The Lengthy Vacation
Ever hear that trope of the dad who walked off for smokes and never came home? That’s this. No breakup, no loss, no fight, no death, no removal of their existence, no rebirth from scratch. Your partner is just... out on vacation. They went out for a little while. For some reason they decided they wanted a job in New York, so you’re staying home to take care of the kids/dog/potted plant/your own job. They unfortunately have stayed gone for a really long time. Think John Winchester from Supernatural, Dad went hunting and he hasn’t been home in a while. Except if you two never make up, they don’t come home and eventually just get phased out of their life in a subtle way as new important things come up. This can lead to the drama of ‘cheating’ on your significant other, if you find new romance, unless you roll to the left and go with the Hard Past motif when you spot a new cuddle buddy. 
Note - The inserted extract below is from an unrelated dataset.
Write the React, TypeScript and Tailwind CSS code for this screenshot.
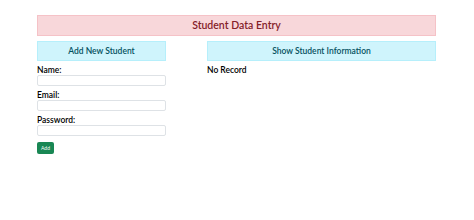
export default function App() {
  const font = { fontFamily: 'Lato, "Noto Sans", sans-serif' };
  return (
    <div className="w-[474px] h-[220px] bg-white pt-[15px] px-[37px]" style={font}>
      <div className="h-[21px] w-[399px] bg-[#f8d7da] border border-[#f5c2c7] flex items-center justify-center text-[10.5px] font-semibold text-[#842029]">
        Student Data Entry
      </div>
      <div className="flex mt-[5px] gap-[41px]">
        <div className="w-[129px] flex flex-col">
          <div className="h-[20px] bg-[#cff4fc] border border-[#b6effb] flex items-center justify-center text-[8.5px] font-semibold text-[#055160]">
            Add New Student
          </div>
          <label className="mt-[4px] h-[10px] leading-[10px] text-[8.5px] font-semibold text-black">Name:</label>
          <input className="h-[11px] border border-[#dee2e6] rounded-[2px] bg-white" />
          <label className="mt-[4px] h-[10px] leading-[10px] text-[8.5px] font-semibold text-black">Email:</label>
          <input className="h-[11px] border border-[#dee2e6] rounded-[2px] bg-white" />
          <label className="mt-[4px] h-[10px] leading-[10px] text-[8.5px] font-semibold text-black">Password:</label>
          <input className="h-[11px] border border-[#dee2e6] rounded-[2px] bg-white" />
          <button className="mt-[6px] h-[12px] w-[17px] bg-[#198754] rounded-[2px] text-white text-[5px] leading-[12px]">
            Add
          </button>
        </div>
        <div className="w-[229px] flex flex-col">
          <div className="h-[20px] bg-[#cff4fc] border border-[#b6effb] flex items-center justify-center text-[8.5px] font-semibold text-[#055160]">
            Show Student Information
          </div>
          <div className="mt-[4px] h-[10px] leading-[10px] text-[8.5px] font-semibold text-black">No Record</div>
        </div>
      </div>
    </div>
  );
}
This is also a neutral way of handling it. They’re just missing for a while, you imply nothing weird is happening, they just took off for a bit and you’re both accepting of it. You live a happy life, continue on your way, get occasional ‘phone calls’ or ‘letters home’ in passing mention. This gives them a chance to come back to the roleplay at any time, and patch things up. It also gives them the chance to never come home at all, and you move on in time assuming when they went to war, they died. You could even have fun drama when/if they come back. It’s all cool. Just kind of letting things... slip along and disappear as time heals the wounds without disavowing them openly.
So... yes! Those are the methods I’ve thought of/used myself, even though they seem similar in content, I’m sure ya’ll can pick out where they differ; if I haven’t done it for you. Pick one that feel right to you. Something that makes you feel like the bigger person, the better person as an outcome. People regret being mean later on, so while the spiteful option is an option, they’re also an attack. They sort of left you hanging here, which sucks big time and is why your hand is being forced anyways, so a little ‘rude’ in taking over to give yourself an out that doesn’t openly hurt them is perfectly understandable. Especially if you’re willing to retcon or fix things after-the-fact if they come back or complain.
Since you’re not talking, communication as my usual go-to has been essentially hacked off at the knees. If you could communicate, in case anyone else in this situation comes along, TAKE THE CHANCE. Find a way for you both to feel comfortable and fulfilled, even if you aren’t sure you’re gonna be friends anymore. I highly suggest the amenable splits that let you kind of fog over the reason, or make up thinking they died. Nothing that makes the other person look bad.
Good luck, I’m super sorry about the IRL fights hurting your characters, and I really hope you find a choice that makes you comfortable and happy. Same goes for anyone who has experienced this. Remember, do what feels like it’ll make you a better person, not what feels like great revenge at that second. It’ll come back to haunt you, and I personally prefer to be haunted by happiness.